Free and fair elections: ‘Without land, electoral reforms, polls useless’

Two petitions filed in SC for curbing rampant election spending and feudal influence.


Express December 14, 2011

ISLAMABAD:


Seven left-wing organisations led by Workers Party  Pakistan (WPP)  on Tuesday filed two petitions in the Supreme Court (SC) seeking land and electoral reforms. They maintained that democracy will remain elite-dominated without such reforms.


The petitioners have sought SC’s orders to declare spending of million of rupees on election campaigns as unlawful.

“It deprives smaller parties and candidates of a level playing field during elections,” said Abid Hassan Minto, WPP president  and counsel for the petitioners at a media briefing after filing the petitions.

The petitioners also sought allowing voters to reject all candidates by exercising the right to vote negatively.

“The option will give the authority to voters to count their votes and reject all candidates if they think none of them are capable to run for elections, which will ultimately lead to a re-election,” said Minto.

He explained that the right to vote negatively is already in practice in some countries, while people in Bangladesh and India are also considering the option.

The petitioners contended that it was inherent in the fundamental right guaranteed by the constitution that a level playing field be provided to anyone who wishes to contest elections.

“The ceilings of Rs1.5 million and Rs1.2 million in spending on National Assembly and Provincial Assembly elections respectively is impossible to enforce,” the petitioner maintained.

“These figures are totally arbitrary and exclusionary, as 95 per cent of the population does not make so much money in their lifetime,” they insisted.
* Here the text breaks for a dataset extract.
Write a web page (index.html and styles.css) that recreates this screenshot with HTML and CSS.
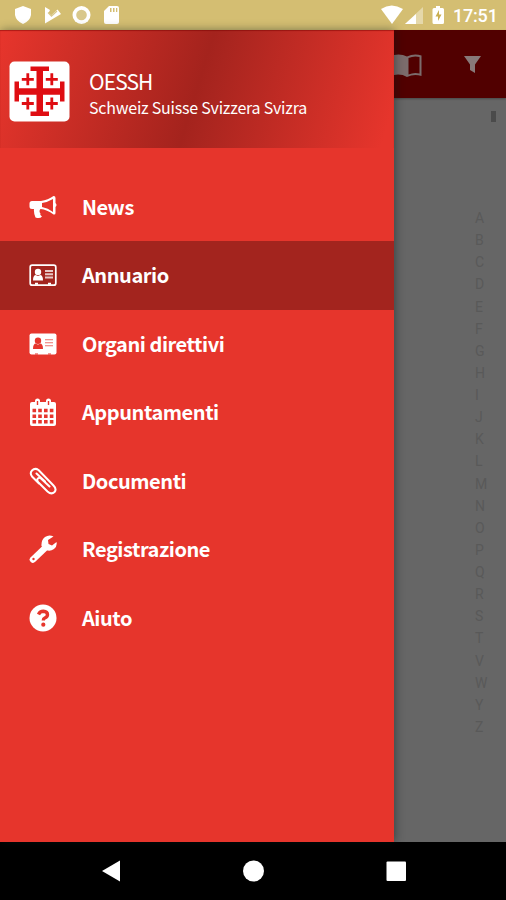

They further said the petitions were the first step toward a more inclusionary electoral process.

In the second petition, the petitioners requested the Supreme Court to review the decision on its Shariah Appellate Bench in 1990 which declared land reforms as ‘un-Islamic’ on the grounds that such a decision was outside the mandate of the said bench.

“Until the influence of feudal leaders is done away with, ordinary people in rural areas will not be able to vote freely,” said the petitioners.

“Elections in a predominantly rural society will never be a genuine marker of democracy due to continuing preponderance of huge land holdings,” they added.

The petitioners included Worker’s Party Pakistan, National Party, Balochistan, Democratic Women’s Association, Pakistan Worker’s Federation, Pakistan Trade Union Federation and Pakistan Kissan Committee.

Published in The Express Tribune, December 14th, 2011.